Radiation therapy is integral to the management of most cancers, including the three most common cancers globally, breast, prostate and lung cancer. About 50-60 percent of cancer patients receive radiation therapy, making it one of the most common treatment options.
The Elekta MR-linac, a new advance in radiation therapy technology, is bringing this pillar of cancer therapy into the age of personalized, precision medicine. MR-linac is designed to address a decades-long clinical need in radiation therapy: the ability to “see while you treat” in real time and in any plane. MR-linac is the first system that integrates precision radiation therapy delivery with real-time high-field 1.5 Tesla (T) MR imaging.
With high-field 2D MR imaging at a rate of at least five frames per second, tumors can now be precisely located, their movement tracked and treatment delivery adapted in real-time in response to changes in tumor position, shape, biology and the relationship to sensitive organs over time.

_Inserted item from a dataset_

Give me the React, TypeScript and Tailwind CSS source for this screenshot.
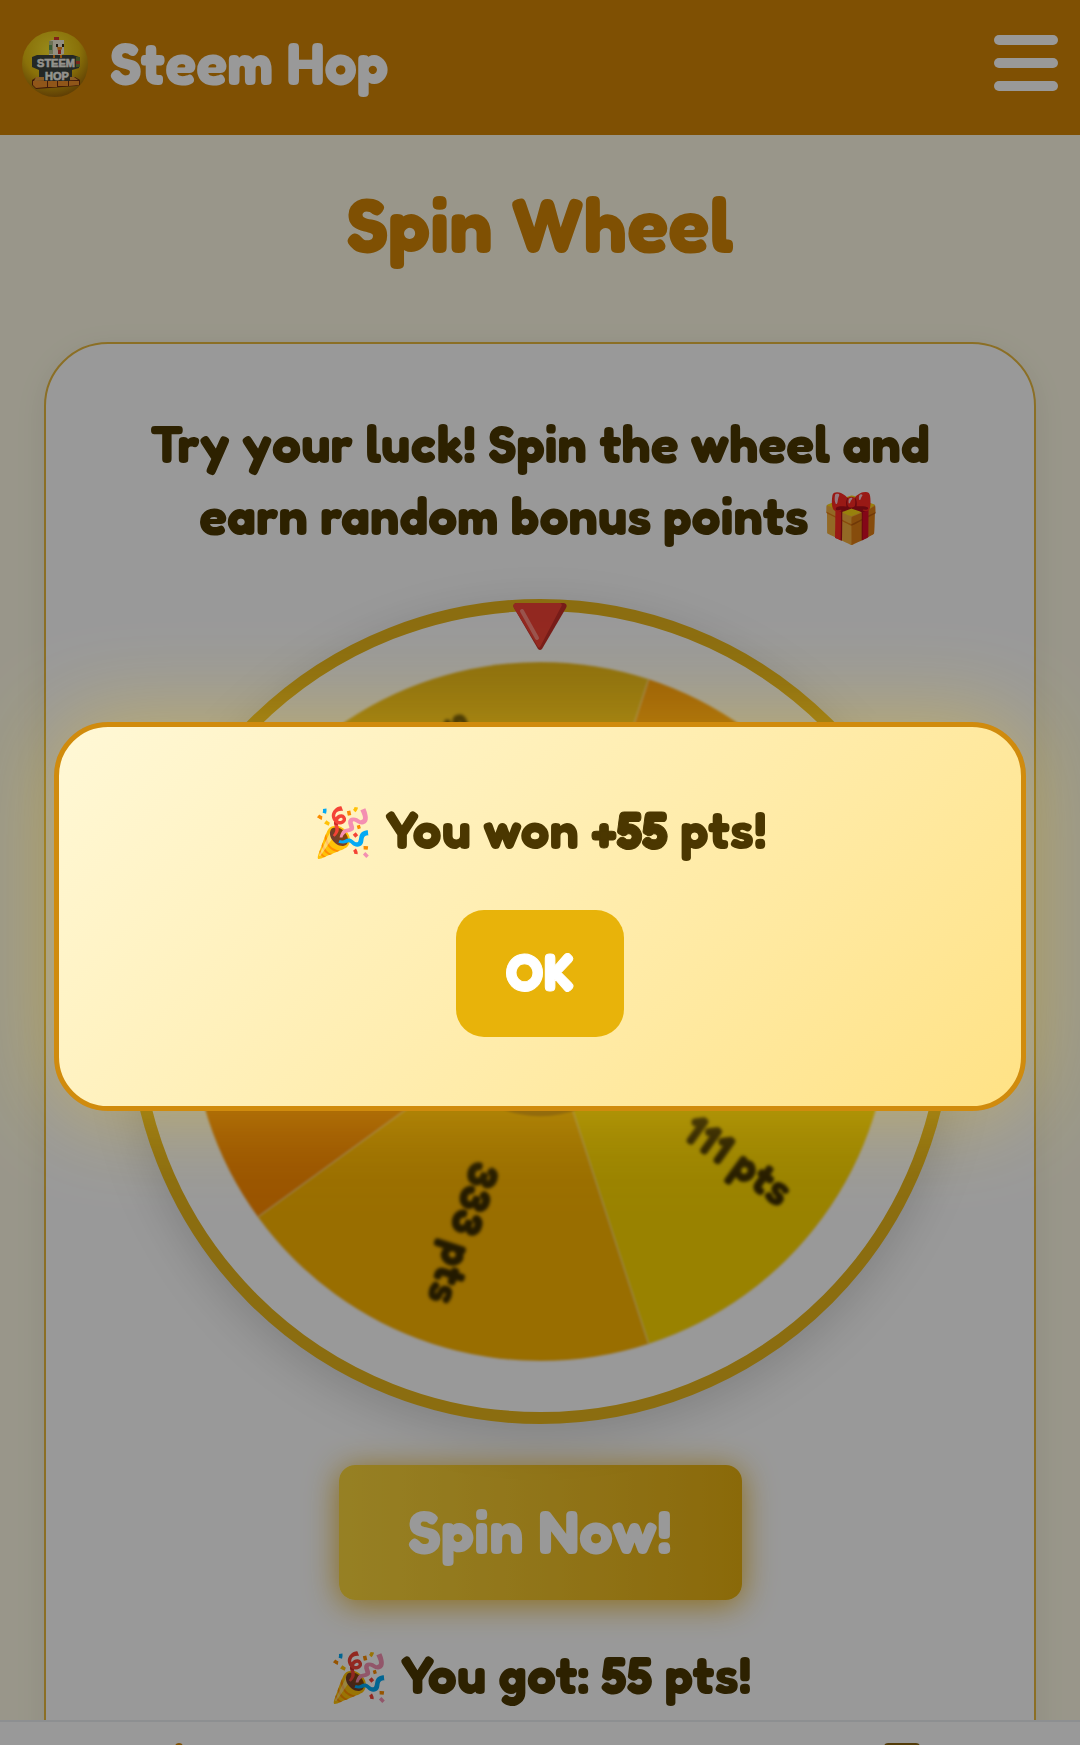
import { useState } from 'react'

const SECTORS = [
  { label: '222 pts', start: -72, color: '#ff9c0a' },
  { label: '111 pts', start: 0, color: '#ffd900' },
  { label: '333 pts', start: 72, color: '#ffb700' },
  { label: '44 pts', start: 144, color: '#ff8c00' },
  { label: '55 pts', start: 216, color: '#e8b818' },
]

const RADIUS = 350

function point(angle: number) {
  const rad = (angle * Math.PI) / 180
  return `${RADIUS * Math.cos(rad)} ${RADIUS * Math.sin(rad)}`
}

function Logo() {
  return (
    <svg viewBox="0 0 66 66" className="size-[66px] shrink-0" role="img" aria-label="Steem Hop logo">
      <defs>
        <radialGradient id="ball" cx="0.45" cy="0.3" r="0.7">
          <stop offset="0" stopColor="#ffe92e" />
          <stop offset="0.6" stopColor="#e6bd10" />
          <stop offset="1" stopColor="#a06a08" />
        </radialGradient>
      </defs>
      <circle cx="33" cy="33" r="33" fill="url(#ball)" />
      {/* platform */}
      <path d="M10 26l5-2h36l6 2v11l-7 2v10H17v-10l-7-3z" fill="#3d443f" />
      <path d="M54 26h4v10h-4z" fill="#6d8433" />
      <path d="M54 30h4v3h-4z" fill="#c8402c" />
      <path d="M10 49l5-3h38l5 3v5l-4 1-40 3-4-4z" fill="#6b2c10" />
      <path d="M11 50h14v6l-11 1-3-3zM26 50h9v6h-9zM36 50h10v5H36zM47 50h10v4l-10 1z" fill="#f0902a" />
      <path d="M14 46h38l4 3-44 1z" fill="#e89c3c" />
      <path d="M22 39h26v11H22z" fill="#3d443f" />
      {/* chicken */}
      <path d="M32 6h5v4h-5z" fill="#d8372a" />
      <path d="M27 10l3-1h12v14l-3 1H27z" fill="#f6efd8" />
      <path d="M27 10h4v13h-4z" fill="#b8bf8c" />
      <path d="M27 14h3v5h-3z" fill="#5f9a55" />
      <path d="M34 13h2v3h-2zM40 13h2v3h-2z" fill="#33291a" />
      <path d="M35 16h5v2l-2 2h-2z" fill="#f08b1c" />
      <path d="M36 19h3v4h-3z" fill="#d8372a" />
      <path d="M31 24h2v3h-2zM38 24h2v3h-2z" fill="#f08b1c" />
      <g
        fill="#f7f5ec"
        fontFamily="Liberation Sans Narrow, Liberation Sans"
        fontWeight="700"
        textAnchor="middle"
        stroke="#f7f5ec"
        strokeWidth="0.6"
      >
        <text x="34" y="36" fontSize="11">STEEM</text>
        <text x="35" y="49" fontSize="11">HOP</text>
      </g>
    </svg>
  )
}

function Wheel() {
  return (
    <div className="relative mt-[46px] size-[825px] shrink-0 rounded-full border-[12px] border-[#e8b61b] bg-white p-[51px] shadow-[0_12px_48px_rgba(0,0,0,0.16)]">
      <svg viewBox="-350 -350 700 700" className="size-full overflow-visible blur-[1px]" role="img" aria-label="Prize wheel">
        {SECTORS.map((s) => (
          <g key={s.label}>
            <path
              d={`M0 0L${point(s.start)}A${RADIUS} ${RADIUS} 0 0 1 ${point(s.start + 72)}Z`}
              fill={s.color}
              stroke="#ffe9c0"
              strokeOpacity="0.3"
              strokeWidth="2"
            />
            <text
              transform={`rotate(${s.start + 36})`}
              x="309"
              y="20"
              textAnchor="end"
              fontSize="44"
              fill="#3b2c00"
              className="blur-[1px]"
            >
              {s.label}
            </text>
          </g>
        ))}
        <circle r="105" fill="#c98a10" />
      </svg>
      {/* pointer */}
      <svg viewBox="0 0 54 47" className="absolute -top-2 left-1/2 h-[47px] w-[54px] -translate-x-1/2" aria-hidden="true">
        <path d="M3 0h48q4 1 2 5L29 46q-2 2-4 0L1 5Q-1 1 3 0z" fill="#c62f29" />
        <path d="M3 0h44q3 1 1 4L27 44q-1 1-2 0L1 5Q-1 1 3 0z" fill="#f44336" />
        <path d="M9 8l15 27" stroke="#ff8a80" strokeWidth="4" strokeLinecap="round" />
      </svg>
    </div>
  )
}

export default function App() {
  const [open, setOpen] = useState(true)

  return (
    <div className="h-screen overflow-hidden bg-[#fffbe6] font-['Fredoka','Lato',sans-serif] font-bold text-[#4b3700]">
      <header className="flex h-[135px] items-center justify-between bg-[#d48606] px-[22px]">
        <div className="flex items-center gap-[22px] pb-2">
          <Logo />
          <span className="pb-0.5 text-[58px] leading-none text-white">Steem Hop</span>
        </div>
        <button type="button" aria-label="Menu" className="flex w-16 flex-col gap-[13px] pb-2.5">
          <span className="h-2.5 rounded-full bg-white" />
          <span className="h-2.5 rounded-full bg-white" />
          <span className="h-2.5 rounded-full bg-white" />
        </button>
      </header>

      <main className="px-11 pt-[43px]">
        <h1 className="text-center text-[77px] leading-[92px] text-[#d48606]">Spin Wheel</h1>
        <section className="mt-[72px] flex flex-col items-center rounded-[64px] border-2 border-[#e8b93f] bg-white px-[60px] pt-16 pb-40 shadow-[0_8px_32px_rgba(0,0,0,0.08)]">
          <p className="text-center text-[52px] leading-[72px]">
            Try your luck! Spin the wheel and
            <br />
            earn random bonus points <span className="text-[48px]">🎁</span>
          </p>
          <Wheel />
          <button
            type="button"
            onClick={() => setOpen(true)}
            className="mt-[41px] h-[135px] w-[403px] rounded-2xl bg-linear-to-r from-[#fbd63c] to-[#e7b00f] pb-1 text-[61px] leading-none text-white shadow-[0_4px_32px_rgba(232,172,15,0.9)]"
          >
            Spin Now!
          </button>
          <p className="mt-[39px] text-[52px] leading-[72px]">
            <span className="text-[48px]">🎉</span> You got: 55 pts!
          </p>
        </section>
      </main>

      <nav className="fixed inset-x-0 bottom-0 flex h-[25px] justify-between overflow-hidden border-t-2 border-[#eceef2] bg-white pt-[21px] pr-[160px] pl-[175px]">
        <a href="#home" aria-label="Home" className="h-8 w-2 rounded-t-full bg-[#d48606]" />
        <a href="#wallet" aria-label="Wallet" className="h-8 w-9 rounded-t-sm bg-[#8a6410]" />
      </nav>

      {open && (
        <div className="fixed inset-0 flex items-center justify-center bg-black/40 px-[54px] pt-[88px]">
          <div
            role="dialog"
            aria-modal="true"
            aria-labelledby="win-message"
            className="flex w-full flex-col items-center rounded-[54px] border-[5px] border-[#d08b0d] bg-linear-135 from-[#fff8d6] to-[#ffe285] px-10 pt-[67px] pb-[69px] shadow-[0_0_90px_rgba(255,210,30,0.4)]"
          >
            <p id="win-message" className="text-[52px] leading-[72px]">
              <span className="text-[48px]">🎉</span> You won{' '}
              <strong className="[-webkit-text-stroke:1px_#4b3700]">+55</strong> pts!
            </p>
            <button
              type="button"
              onClick={() => setOpen(false)}
              className="mt-[43px] h-[127px] w-[168px] rounded-[28px] bg-[#e8b30a] pb-1 text-[52px] leading-none text-white [-webkit-text-stroke:1px_#ffffff]"
            >
              OK
            </button>
          </div>
        </div>
      )}
    </div>
  )
}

This is essential for improving efficacy and safety, and developing personalized treatment regimens that can improve patient outcomes.
Addressing a critical unmet need in radiation therapy Tumors change shape and size and their position relative to surrounding tissue over the course of treatment and during individual treatment sessions. This results in uncertainty about the location of tumor and normal tissue during treatment, and necessitates increased planned treatment volume (PTV) margins in order to ensure complete dosing of the tumor. Larger PTV margins increase the amount of normal tissue that is dosed, which causes more widespread or more severe toxicity that can lead to acute and long-term side effects and reduced quality of treatment outcomes.
The ability to see and monitor radiation dosing in real time could substantially reduce uncertainty about where radiation is being delivered, allowing PTV margin reductions that could better spare healthy tissue. Smaller PTVs may enable delivery of higher doses to the tumor, which could improve efficacy, while minimizing toxicity.
Real-time dose monitoring also allows calculation of the total amount of radiation accumulated in the tumor or surrounding tissue at any point over the course of therapy. Subsequent treatments can then be adjusted to ensure that the actual dose delivered is consistent with the planned dose, which is critical for optimizing outcomes.